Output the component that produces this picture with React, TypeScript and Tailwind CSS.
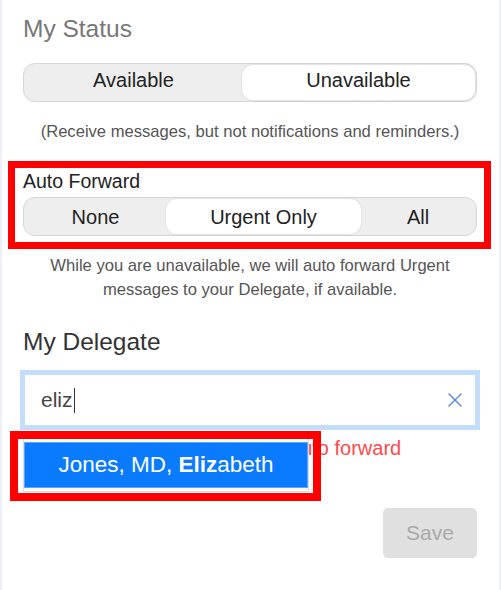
import { X } from "lucide-react"
import clsx from "clsx"

type Option = { label: string; width: string }

function Segmented({ options, value, textClass }: { options: Option[]; value: string; textClass?: string }) {
    return (
        <div className="flex h-[39px] rounded-[12px] border border-[#d6d6d6] bg-[#eeeeee] p-[1px]">
            {options.map((o) => (
                <button
                    key={o.label}
                    className={clsx(
                        "rounded-[11px] text-[20px] leading-6 text-[#222]",
                        o.width,
                        textClass,
                        o.label === value && "bg-white shadow-[0_0_2px_rgba(0,0,0,0.15)]"
                    )}
                >
                    {o.label}
                </button>
            ))}
        </div>
    )
}

export default function App() {
    return (
        <div className="relative min-h-[590px] border-x-2 border-[#edf0f8] bg-white pl-[21px] pr-[22px] pt-[15px] font-['Liberation_Sans',Arial,sans-serif]">
            <h2 className="text-[24.5px] leading-[28px] text-[#777]">My Status</h2>

            <div className="mt-[20px]">
                <Segmented
                    value="Unavailable"
                    textClass="pb-[5px]"
                    options={[
                        { label: "Available", width: "w-[217px]" },
                        { label: "Unavailable", width: "flex-1" },
                    ]}
                />
            </div>
            <p className="mt-[18px] text-center text-[16.6px] leading-6 text-[#555]">
                (Receive messages, but not notifications and reminders.)
            </p>

            <p className="mt-[25px] text-[19.5px] leading-6 text-[#222]">Auto Forward</p>
            <div className="mt-[4px]">
                <Segmented
                    value="Urgent Only"
                    options={[
                        { label: "None", width: "w-[141px]" },
                        { label: "Urgent Only", width: "w-[195px]" },
                        { label: "All", width: "flex-1" },
                    ]}
                />
            </div>
            <p className="mx-auto mt-[18px] w-[420px] text-center text-[16.6px] leading-6 text-[#555]">
                While you are unavailable, we will auto forward Urgent messages to your Delegate, if available.
            </p>

            <h2 className="mt-[26px] text-[24.5px] leading-[28px] text-[#333]">My Delegate</h2>

            <div className="relative mt-[14px]">
                <div className="-mx-[3px] flex h-[60px] items-center border-[5px] border-[#c4ddfa] bg-white pl-[16px] pr-[8px]">
                    <span className="text-[21px] leading-6 text-[#444]">eliz</span>
                    <span className="ml-[1px] h-[25px] w-px bg-[#333]" />
                    <span className="ml-auto flex text-[#5b8ddb]">
                        <X size={24} strokeWidth={1.5} />
                    </span>
                </div>

                <p className="mt-[6px] pl-[18px] text-[20px] leading-6 text-[#ff4a4a]">
                    Please select a Delegate to auto forward
                </p>

                {/* suggestion dropdown */}
                <div className="absolute left-0 top-[66px] w-[286px] border border-[#dcdcdc] bg-white pt-[5px] pb-[3px]">
                    <div className="flex h-[46px] items-center justify-center border border-[#5aa5ff] bg-[#0a7bff] text-[22.5px] text-white">
                        Jones, MD,&nbsp;<b>Eliz</b>abeth
                    </div>
                </div>
            </div>

            <div className="mt-[48px] flex justify-end">
                <button className="h-[50px] w-[94px] rounded-[5px] bg-[#e0e0e0] text-[21px] text-[#a9a9a9]">Save</button>
            </div>

            {/* annotation boxes */}
            <div className="absolute left-[6px] top-[161px] h-[88px] w-[483px] border-[7px] border-[#ff0000]" />
            <div className="absolute left-[8px] top-[431px] h-[70px] w-[311px] border-[8px] border-[#ff0000]" />
        </div>
    )
}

################

Requirements
Are you able to set down all the lines above exactly, without any pictures?

Final answer
Output the component that produces this picture with React, TypeScript and Tailwind CSS.
import { X } from "lucide-react"
import clsx from "clsx"

type Option = { label: string; width: string }

function Segmented({ options, value, textClass }: { options: Option[]; value: string; textClass?: string }) {
    return (
        <div className="flex h-[39px] rounded-[12px] border border-[#d6d6d6] bg-[#eeeeee] p-[1px]">
            {options.map((o) => (
                <button
                    key={o.label}
                    className={clsx(
                        "rounded-[11px] text-[20px] leading-6 text-[#222]",
                        o.width,
                        textClass,
                        o.label === value && "bg-white shadow-[0_0_2px_rgba(0,0,0,0.15)]"
                    )}
                >
                    {o.label}
                </button>
            ))}
        </div>
    )
}

export default function App() {
    return (
        <div className="relative min-h-[590px] border-x-2 border-[#edf0f8] bg-white pl-[21px] pr-[22px] pt-[15px] font-['Liberation_Sans',Arial,sans-serif]">
            <h2 className="text-[24.5px] leading-[28px] text-[#777]">My Status</h2>

            <div className="mt-[20px]">
                <Segmented
                    value="Unavailable"
                    textClass="pb-[5px]"
                    options={[
                        { label: "Available", width: "w-[217px]" },
                        { label: "Unavailable", width: "flex-1" },
                    ]}
                />
            </div>
            <p className="mt-[18px] text-center text-[16.6px] leading-6 text-[#555]">
                (Receive messages, but not notifications and reminders.)
            </p>

            <p className="mt-[25px] text-[19.5px] leading-6 text-[#222]">Auto Forward</p>
            <div className="mt-[4px]">
                <Segmented
                    value="Urgent Only"
                    options={[
                        { label: "None", width: "w-[141px]" },
                        { label: "Urgent Only", width: "w-[195px]" },
                        { label: "All", width: "flex-1" },
                    ]}
                />
            </div>
            <p className="mx-auto mt-[18px] w-[420px] text-center text-[16.6px] leading-6 text-[#555]">
                While you are unavailable, we will auto forward Urgent messages to your Delegate, if available.
            </p>

            <h2 className="mt-[26px] text-[24.5px] leading-[28px] text-[#333]">My Delegate</h2>

            <div className="relative mt-[14px]">
                <div className="-mx-[3px] flex h-[60px] items-center border-[5px] border-[#c4ddfa] bg-white pl-[16px] pr-[8px]">
                    <span className="text-[21px] leading-6 text-[#444]">eliz</span>
                    <span className="ml-[1px] h-[25px] w-px bg-[#333]" />
                    <span className="ml-auto flex text-[#5b8ddb]">
                        <X size={24} strokeWidth={1.5} />
                    </span>
                </div>

                <p className="mt-[6px] pl-[18px] text-[20px] leading-6 text-[#ff4a4a]">
                    Please select a Delegate to auto forward
                </p>

                {/* suggestion dropdown */}
                <div className="absolute left-0 top-[66px] w-[286px] border border-[#dcdcdc] bg-white pt-[5px] pb-[3px]">
                    <div className="flex h-[46px] items-center justify-center border border-[#5aa5ff] bg-[#0a7bff] text-[22.5px] text-white">
                        Jones, MD,&nbsp;<b>Eliz</b>abeth
                    </div>
                </div>
            </div>

            <div className="mt-[48px] flex justify-end">
                <button className="h-[50px] w-[94px] rounded-[5px] bg-[#e0e0e0] text-[21px] text-[#a9a9a9]">Save</button>
            </div>

            {/* annotation boxes */}
            <div className="absolute left-[6px] top-[161px] h-[88px] w-[483px] border-[7px] border-[#ff0000]" />
            <div className="absolute left-[8px] top-[431px] h-[70px] w-[311px] border-[8px] border-[#ff0000]" />
        </div>
    )
}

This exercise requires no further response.